**WHAT YOU NEED TO DO:**
Leave out the pictures and copy every record exactly.
▼
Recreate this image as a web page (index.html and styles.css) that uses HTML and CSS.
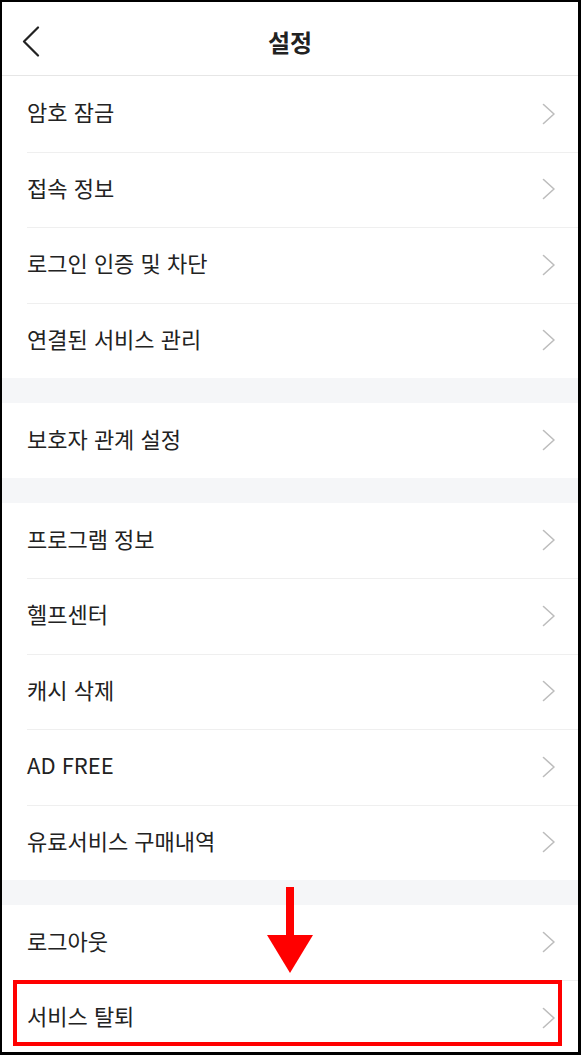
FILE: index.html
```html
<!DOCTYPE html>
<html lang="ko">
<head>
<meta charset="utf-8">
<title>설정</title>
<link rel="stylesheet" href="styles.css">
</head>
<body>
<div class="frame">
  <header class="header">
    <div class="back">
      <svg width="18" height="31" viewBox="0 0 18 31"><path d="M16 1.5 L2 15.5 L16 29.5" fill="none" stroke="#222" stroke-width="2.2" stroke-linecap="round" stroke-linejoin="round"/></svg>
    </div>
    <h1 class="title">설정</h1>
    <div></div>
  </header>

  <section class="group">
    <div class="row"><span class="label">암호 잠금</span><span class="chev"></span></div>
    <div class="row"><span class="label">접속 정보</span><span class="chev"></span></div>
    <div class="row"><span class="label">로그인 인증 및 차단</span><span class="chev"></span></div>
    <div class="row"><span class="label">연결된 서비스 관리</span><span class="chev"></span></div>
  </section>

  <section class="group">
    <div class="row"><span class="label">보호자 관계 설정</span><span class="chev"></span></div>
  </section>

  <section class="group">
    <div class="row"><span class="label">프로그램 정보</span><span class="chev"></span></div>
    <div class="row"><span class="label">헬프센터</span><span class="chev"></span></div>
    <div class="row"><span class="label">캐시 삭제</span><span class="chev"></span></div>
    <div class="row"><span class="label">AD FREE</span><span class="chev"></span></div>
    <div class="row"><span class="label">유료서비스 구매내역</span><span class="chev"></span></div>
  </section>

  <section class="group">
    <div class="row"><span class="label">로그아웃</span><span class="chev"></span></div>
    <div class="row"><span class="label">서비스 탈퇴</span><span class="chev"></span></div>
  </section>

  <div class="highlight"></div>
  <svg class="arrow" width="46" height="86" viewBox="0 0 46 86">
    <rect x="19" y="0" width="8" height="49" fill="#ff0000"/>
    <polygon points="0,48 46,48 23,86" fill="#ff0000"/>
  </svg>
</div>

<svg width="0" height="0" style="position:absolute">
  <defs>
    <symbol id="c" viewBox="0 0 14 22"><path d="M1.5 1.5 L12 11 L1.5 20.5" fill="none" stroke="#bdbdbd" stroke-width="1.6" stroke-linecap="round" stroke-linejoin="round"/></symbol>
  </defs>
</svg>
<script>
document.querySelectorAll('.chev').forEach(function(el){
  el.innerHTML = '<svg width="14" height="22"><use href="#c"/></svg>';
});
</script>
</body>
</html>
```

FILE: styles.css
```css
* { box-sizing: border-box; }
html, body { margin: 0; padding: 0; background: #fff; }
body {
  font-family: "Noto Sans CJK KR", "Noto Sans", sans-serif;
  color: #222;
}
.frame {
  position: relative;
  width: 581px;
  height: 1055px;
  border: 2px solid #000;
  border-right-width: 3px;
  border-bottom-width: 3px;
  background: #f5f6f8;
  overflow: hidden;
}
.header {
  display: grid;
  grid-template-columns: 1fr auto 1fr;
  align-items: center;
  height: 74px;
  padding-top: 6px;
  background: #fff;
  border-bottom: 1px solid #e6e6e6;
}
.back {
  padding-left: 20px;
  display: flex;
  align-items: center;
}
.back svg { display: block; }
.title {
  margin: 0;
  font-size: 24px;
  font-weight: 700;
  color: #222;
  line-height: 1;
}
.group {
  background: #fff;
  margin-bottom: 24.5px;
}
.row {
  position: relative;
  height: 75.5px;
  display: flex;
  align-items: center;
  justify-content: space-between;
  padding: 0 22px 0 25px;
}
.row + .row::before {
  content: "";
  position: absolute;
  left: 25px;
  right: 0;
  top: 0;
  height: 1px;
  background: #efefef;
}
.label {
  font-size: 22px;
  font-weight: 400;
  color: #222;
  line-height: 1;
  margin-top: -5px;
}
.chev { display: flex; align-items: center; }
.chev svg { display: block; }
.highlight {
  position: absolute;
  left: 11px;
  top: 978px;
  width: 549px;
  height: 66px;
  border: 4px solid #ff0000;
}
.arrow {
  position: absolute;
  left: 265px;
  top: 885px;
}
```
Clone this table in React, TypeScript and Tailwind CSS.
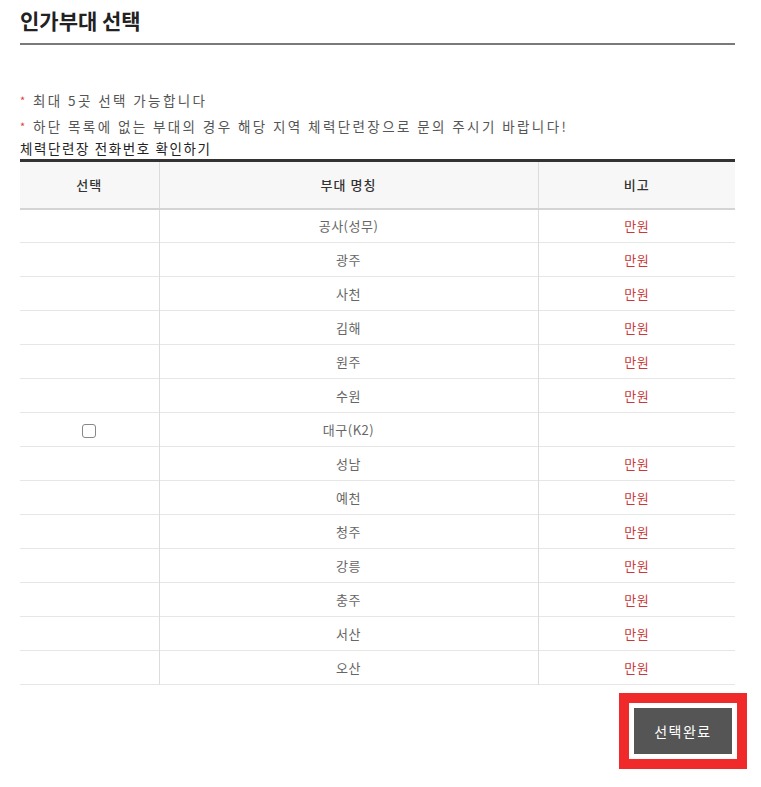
▲
**PROBLEM SOLUTION:**
Recreate this image as a web page (index.html and styles.css) that uses HTML and CSS.
FILE: index.html
```html
<!DOCTYPE html>
<html lang="ko">
<head>
<meta charset="utf-8">
<title>설정</title>
<link rel="stylesheet" href="styles.css">
</head>
<body>
<div class="frame">
  <header class="header">
    <div class="back">
      <svg width="18" height="31" viewBox="0 0 18 31"><path d="M16 1.5 L2 15.5 L16 29.5" fill="none" stroke="#222" stroke-width="2.2" stroke-linecap="round" stroke-linejoin="round"/></svg>
    </div>
    <h1 class="title">설정</h1>
    <div></div>
  </header>

  <section class="group">
    <div class="row"><span class="label">암호 잠금</span><span class="chev"></span></div>
    <div class="row"><span class="label">접속 정보</span><span class="chev"></span></div>
    <div class="row"><span class="label">로그인 인증 및 차단</span><span class="chev"></span></div>
    <div class="row"><span class="label">연결된 서비스 관리</span><span class="chev"></span></div>
  </section>

  <section class="group">
    <div class="row"><span class="label">보호자 관계 설정</span><span class="chev"></span></div>
  </section>

  <section class="group">
    <div class="row"><span class="label">프로그램 정보</span><span class="chev"></span></div>
    <div class="row"><span class="label">헬프센터</span><span class="chev"></span></div>
    <div class="row"><span class="label">캐시 삭제</span><span class="chev"></span></div>
    <div class="row"><span class="label">AD FREE</span><span class="chev"></span></div>
    <div class="row"><span class="label">유료서비스 구매내역</span><span class="chev"></span></div>
  </section>

  <section class="group">
    <div class="row"><span class="label">로그아웃</span><span class="chev"></span></div>
    <div class="row"><span class="label">서비스 탈퇴</span><span class="chev"></span></div>
  </section>

  <div class="highlight"></div>
  <svg class="arrow" width="46" height="86" viewBox="0 0 46 86">
    <rect x="19" y="0" width="8" height="49" fill="#ff0000"/>
    <polygon points="0,48 46,48 23,86" fill="#ff0000"/>
  </svg>
</div>

<svg width="0" height="0" style="position:absolute">
  <defs>
    <symbol id="c" viewBox="0 0 14 22"><path d="M1.5 1.5 L12 11 L1.5 20.5" fill="none" stroke="#bdbdbd" stroke-width="1.6" stroke-linecap="round" stroke-linejoin="round"/></symbol>
  </defs>
</svg>
<script>
document.querySelectorAll('.chev').forEach(function(el){
  el.innerHTML = '<svg width="14" height="22"><use href="#c"/></svg>';
});
</script>
</body>
</html>
```

FILE: styles.css
```css
* { box-sizing: border-box; }
html, body { margin: 0; padding: 0; background: #fff; }
body {
  font-family: "Noto Sans CJK KR", "Noto Sans", sans-serif;
  color: #222;
}
.frame {
  position: relative;
  width: 581px;
  height: 1055px;
  border: 2px solid #000;
  border-right-width: 3px;
  border-bottom-width: 3px;
  background: #f5f6f8;
  overflow: hidden;
}
.header {
  display: grid;
  grid-template-columns: 1fr auto 1fr;
  align-items: center;
  height: 74px;
  padding-top: 6px;
  background: #fff;
  border-bottom: 1px solid #e6e6e6;
}
.back {
  padding-left: 20px;
  display: flex;
  align-items: center;
}
.back svg { display: block; }
.title {
  margin: 0;
  font-size: 24px;
  font-weight: 700;
  color: #222;
  line-height: 1;
}
.group {
  background: #fff;
  margin-bottom: 24.5px;
}
.row {
  position: relative;
  height: 75.5px;
  display: flex;
  align-items: center;
  justify-content: space-between;
  padding: 0 22px 0 25px;
}
.row + .row::before {
  content: "";
  position: absolute;
  left: 25px;
  right: 0;
  top: 0;
  height: 1px;
  background: #efefef;
}
.label {
  font-size: 22px;
  font-weight: 400;
  color: #222;
  line-height: 1;
  margin-top: -5px;
}
.chev { display: flex; align-items: center; }
.chev svg { display: block; }
.highlight {
  position: absolute;
  left: 11px;
  top: 978px;
  width: 549px;
  height: 66px;
  border: 4px solid #ff0000;
}
.arrow {
  position: absolute;
  left: 265px;
  top: 885px;
}
```
Clone this table in React, TypeScript and Tailwind CSS.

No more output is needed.